WILLIAMS, Richard (c.1654-92), of Cabalfa, Clyro, Rad.

Published in The History of Parliament: the House of Commons 1660-1690, ed. B.D. Henning, 1983
Available from Boydell and Brewer

Constituency

Dates

6 Mar. 1677
Mar. 1679
Oct. 1679
1690 - Sept. 1692

Family and Education

b. c.1654, 2nd but 1st surv. s. of Henry Williams of Cabalfa by 1st w. Susan, da. of Sir Robert Whitney of Whitney Court, Herefs. and coh. to her bro. Thomas. educ. Pembroke, Oxf. matric. 11 May 1669, aged 15. m. Magdalen, s.p. suc. fa. 1675.1

Offices Held

J.p. Rad. 1676-Apr. 1688, Oct. 1688-d., Herefs. and Brec. 1676-80; commr. for assessment, Herefs. Hereford, Brec. and Rad. 1677-80, Herefs. Brec. Brecon and Rad. 1689-90, Hereford 1690; dep. lt. Rad. 1683-Feb. 1688, Oct. 1688-d., Brec. 1689-d.; alderman, New Radnor by 1689.2

Biography

Williams was a second cousin of Sir Henry Williams. Unlike the royalist senior branch of the family, his father proved one of the most adaptable of the Radnorshire gentry during the Interregnum, making a profitable business of sequestration under the corrupt rule of the commissioners for the propagation of the gospel and representing the county during the Protectorate. On the partition of the Whitney estates in 1761, he seems to have succeeded to Whitney Court, and his last official act was to preside over the 1675 by-election at Weobley as sheriff of Herefordshire.3

Reluctantly supported by the Marquess of Worcester (Henry Somerset) as the lesser of two evils at the Radnorshire by-election of 1677, Williams was marked ‘worthy’ by Shaftesbury. He was clearly inactive, though he may have served on the committee for the bill to hinder Papists from sitting in Parliament in the last session, but his alignment with the Opposition did not pass unnoticed in the highest quarters. Lord Worcester wrote to his wife on 20 Feb. 1679:

I find that Mr Williams ... has been very factious and gone along all the last Parliament with Sir Trevor [Williams] and Mr [Thomas] Mansel [I], and the King is possessed with it, [so] that he is not at all pleased at my having recommended him.

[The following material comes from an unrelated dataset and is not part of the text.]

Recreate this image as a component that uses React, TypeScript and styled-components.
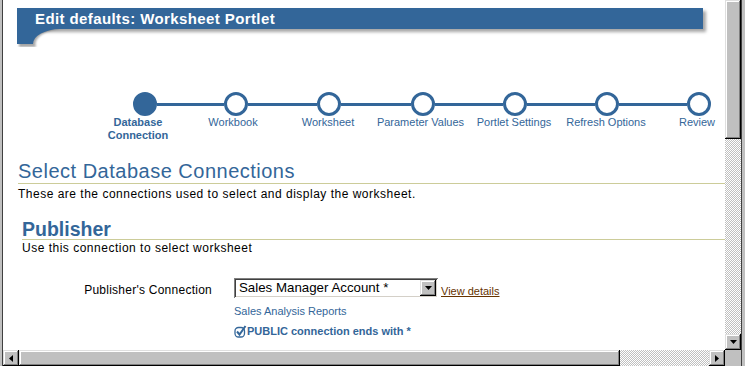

Williams’s consistency in opposition was undoubtedly exaggerated by Charles, for, at the height of the excitement over the Popish Plot, he obtained leave to go into the country for the recovery of his health. His real offence was his standing down in Radnorshire to the benefit of Rowland Gwynne and removing to Breconshire, where he had also inherited property, in order to oust the courtier Edward Progers at the next general election. In the first Exclusion Parliament, he was again noted as ‘worthy’ on Shaftesbury’s list, and voted for the bill. He twice acted as teller in 1679 against the import of Irish cattle, and was presumably named to the committee for this bill, but it is not known whether he served on any others. At the second general election of 1679 it was reported that ‘all the gentry are absolutely fixed for Mr Williams’, but in 1681 he was opposed by a Tory candidate put up by Lord Worcester. He was completely inactive in both Parliaments.4

Williams was described as ‘disaffected’ and gave shelter to his kinsman John Dutton Colt in 1682. He was again returned for Radnorshire to James II’s Parliament, and again no certain activity can be attributed to him. He gave negative answers to the questions on the repeal of the Test and Penal Laws. At the Revolution he stepped down from the county seat, as he had ten years earlier, in favour of Sir Rowland Gwynne. But although he was a member of the Twenty-Five at New Radnor, he encountered much opposition from the out-boroughs, and he was fortunate not to have his election declared void. In the Convention he was probably totally inactive, apart from obtaining parliamentary privilege against four men who had been felling his timber. Williams regained the county seat in 1690, but was buried at Whitney on 4 Sept. 1692. His heir was his brother Thomas, the last of the Cabalfa branch, who had died childless and without parliamentary service by 1704.5

Ref Volumes: 1660-1690

Author: John. P. Ferris

Notes

  • 1. C6/216/80; PCC 26 Bence, 216 Fane.
  • 2. CJ, x. 88.
  • 3. Jones, Brec. iii. 83; A. H. Dodd, Studies in Stuart Wales, 123, 133.
  • 4. Beaufort mss; CJ, ix. 558; Dodd, 202; HMC 10th Rep. IV, 151.
  • 5. CSP Dom. 1682, p. 576; 1684-5, pp. 93-94; CJ, x. 125; HMC Portland, iii. 504; Herefs. RO, bishops’ transcripts, Whitney par.; HMC Lords, n.s. vi. 252.